2. If we will leave our concerns to his disposal, he will surely glorify himself at last—

[If at any time our necessities be at all urgent, we are too apt to dictate to our Lord as to the time and manner of our relief. But such presumption, whoever may be guilty of it, will surely meet with a rebuke. It is sufficient for us to know that Jesus is both able and willing to supply our every want, and that he has pledged himself, that “they who seek him shall want no manner of thing that is good.

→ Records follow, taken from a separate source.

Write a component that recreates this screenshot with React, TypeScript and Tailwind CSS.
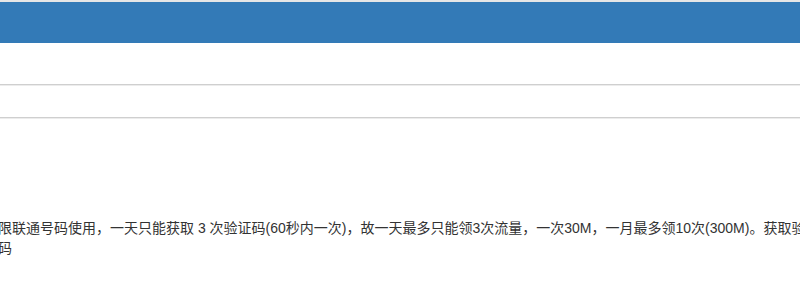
export default function App() {
  return (
    <div className="w-[800px] h-[292px] overflow-hidden bg-white" style={{ fontFamily: '"Liberation Sans", "Noto Sans CJK SC", sans-serif' }}>
      {/* top strip + header bar */}
      <div className="h-[2px] bg-[#e6e6e6]" />
      <div className="h-[41px] bg-[#337ab7]" />

      {/* empty rows */}
      <div className="h-[42px] border-b border-[#cfcfcf] shadow-[0_1px_0_#ececec]" />
      <div className="h-[33px] border-b border-[#cfcfcf] shadow-[0_1px_0_#ececec]" />

      {/* notice */}
      <div className="pt-[100px]">
        <p className="ml-[-2px] w-[830px] text-[14px] leading-[20px] text-[#333333]">
          限联通号码使用，一天只能获取 3 次验证码(60秒内一次)，故一天最多只能领3次流量，一次30M，一月最多领10次(300M)。获取验证码
        </p>
      </div>
    </div>
  );
}
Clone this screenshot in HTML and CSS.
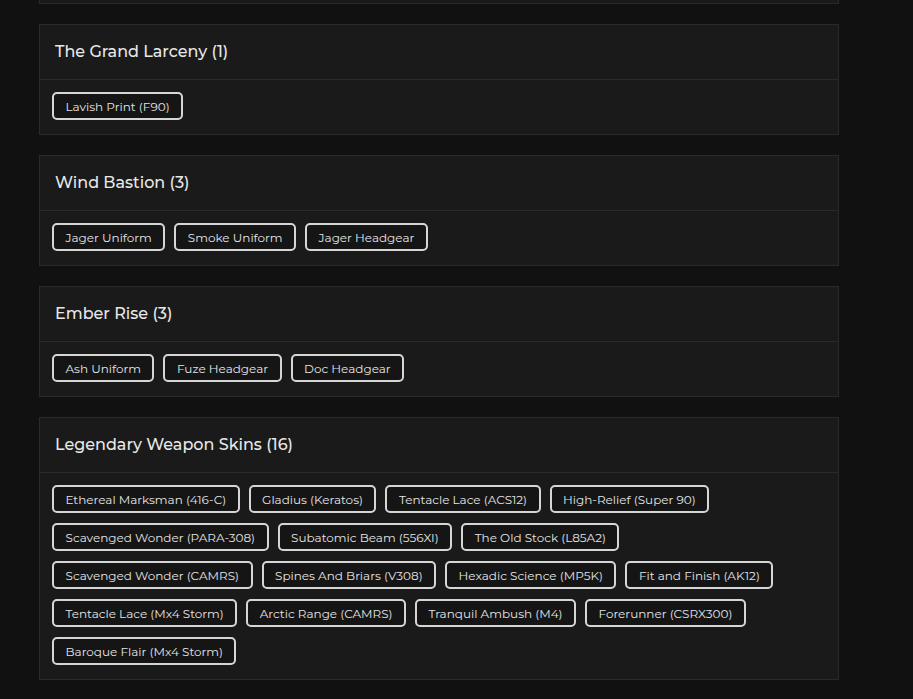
FILE: index.html
```html
<!DOCTYPE html>
<html>
<head>
<meta charset="utf-8">
<link rel="stylesheet" href="styles.css">
</head>
<body>
<div class="page">
  <div class="card card-tail"></div>

  <section class="card">
    <header class="card-header"><h2 class="card-title">The Grand Larceny (1)</h2></header>
    <div class="card-body">
      <span class="badge">Lavish Print (F90)</span>
    </div>
  </section>

  <section class="card">
    <header class="card-header"><h2 class="card-title">Wind Bastion (3)</h2></header>
    <div class="card-body">
      <span class="badge">Jager Uniform</span>
      <span class="badge">Smoke Uniform</span>
      <span class="badge">Jager Headgear</span>
    </div>
  </section>

  <section class="card">
    <header class="card-header"><h2 class="card-title">Ember Rise (3)</h2></header>
    <div class="card-body">
      <span class="badge">Ash Uniform</span>
      <span class="badge">Fuze Headgear</span>
      <span class="badge">Doc Headgear</span>
    </div>
  </section>

  <section class="card">
    <header class="card-header"><h2 class="card-title">Legendary Weapon Skins (16)</h2></header>
    <div class="card-body">
      <span class="badge">Ethereal Marksman (416-C)</span>
      <span class="badge">Gladius (Keratos)</span>
      <span class="badge">Tentacle Lace (ACS12)</span>
      <span class="badge">High-Relief (Super 90)</span>
      <span class="badge">Scavenged Wonder (PARA-308)</span>
      <span class="badge">Subatomic Beam (556XI)</span>
      <span class="badge">The Old Stock (L85A2)</span>
      <span class="badge">Scavenged Wonder (CAMRS)</span>
      <span class="badge">Spines And Briars (V308)</span>
      <span class="badge">Hexadic Science (MP5K)</span>
      <span class="badge">Fit and Finish (AK12)</span>
      <span class="badge">Tentacle Lace (Mx4 Storm)</span>
      <span class="badge">Arctic Range (CAMRS)</span>
      <span class="badge">Tranquil Ambush (M4)</span>
      <span class="badge">Forerunner (CSRX300)</span>
      <span class="badge">Baroque Flair (Mx4 Storm)</span>
    </div>
  </section>
</div>
</body>
</html>
```

FILE: styles.css
```css
html, body {
  margin: 0;
  padding: 0;
  background: #111111;
  color: #e6e6e6;
  font-family: "Montserrat", "Open Sans", "DejaVu Sans", sans-serif;
}

.page {
  width: 800px;
  margin-left: 39px;
  display: flex;
  flex-direction: column;
  gap: 20px;
}

.card {
  background: #1a1a1a;
  border: 1px solid #2a2a2a;
}

.card-tail {
  border-top: none;
  height: 3px;
}

.card-header {
  padding: 0 15px 1px;
  height: 53px;
  display: flex;
  align-items: center;
  border-bottom: 1px solid #2a2a2a;
}

.card-title {
  margin: 0;
  font-size: 16px;
  font-weight: 500;
  color: #e8e8e8;
}

.card-body {
  padding: 12px 12px 14px;
  display: flex;
  flex-wrap: wrap;
  column-gap: 9px;
  row-gap: 10px;
}

.badge {
  display: inline-flex;
  align-items: center;
  height: 28px;
  box-sizing: border-box;
  padding: 0 11.5px;
  border: 2px solid #d6d6d6;
  border-radius: 5px;
  background: #151515;
  font-size: 12px;
  color: #e4e4e4;
  white-space: nowrap;
}
```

” Who has not already on many occasions found, that his own impatient desires, if gratified at the time, would have proved injurious to him, and that the very delay of which he once complained, has proved of most essential service to his soul? Let us then habitually commit our concerns to our all-wise and all-gracious Lord, and look to him to glorify himself in his own time and way. Then shall we have reason, ere long, to say, “He has done all things well;” and shall find at the last, that our very straits have contributed to his honour and our own eternal good.]